Also, this may be out of scope for this PR, but are we considering adding discovering remote input port UUIDs by name? That would be a nice feature to have if the name is stable but the input port uuid changes over time for whatever reason. Again, that might be out of scope or could wait for a future PR.

kevdoran · 2017-07-07T14:27:47Z

libminifi/include/RemoteProcessorGroupPort.h

+  // setURL
+  void setURL(std::string val) {
+    url_ = val;
+    utils::parse_url(url_, host_, port_, protocol_);


do we need a null check here?

if the val is empty, the url will be empty and other will empty also.

kevdoran · 2017-07-07T15:00:52Z

libminifi/include/utils/HTTPUtils.h

@@ -88,6 +90,40 @@ struct HTTPRequestResponse {

 };

+static void parse_url(std::string &url, std::string &host, int &port, std::string &protocol) {


This URL parsing method is a subset of valid URLs. Are we ok with that? For example, it will fail if passed a Literal IPv6 URL as defined by RFC 3986 or RFC 2732, e.g.:

http://[FEDC:BA98:7654:3210:FEDC:BA98:7654:3210]:80/nifi

If we are ok with this parser being designed to work with URLs of a certain format, we should document those assumptions of inputs.

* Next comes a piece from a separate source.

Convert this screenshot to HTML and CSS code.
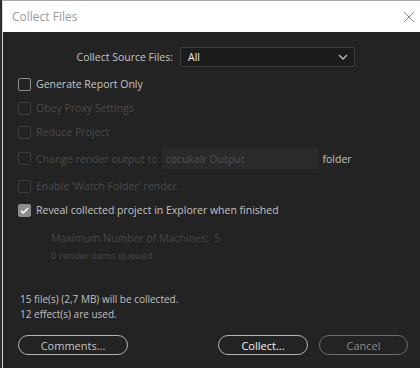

If we would like this part of the code to be a bit more robust for cases we haven't thought of (both present and future), we could consider adding a dependency to a RFC-compliant URI parser, or, if we want to avoid adding a dependency, just expanding the logic to cover more valid URLs.

Lastly, should the url input arg be const and checked for null?

now it was designed for support ipv4 now. If we need a RFC compliant URL parser, we can certainly use a open source compliant URL parser.

IPv6 was just one example. Another case would be username:password@example.com (Not that that is a typical NiFi deployment case, but for the sake of argument as we can't anticipate how these tools will be deployed in every scenario.) I am not saying we necessarily need full RFC URI/L compliance, but I do think whatever is / is not supported in terms of remote s2s urls should be documented somewhere that the users / admins can find it, or logged if parsing fails so that users can more easily discover at runtime why they cannot connect to their IPv6 URL :)

for now, we can document the same in the README.md to specify the URL format if it is OK with you.
As for the access control, i looked at the doc, it looks like we need to use token, etc for a secure cluster. I will need to ask around.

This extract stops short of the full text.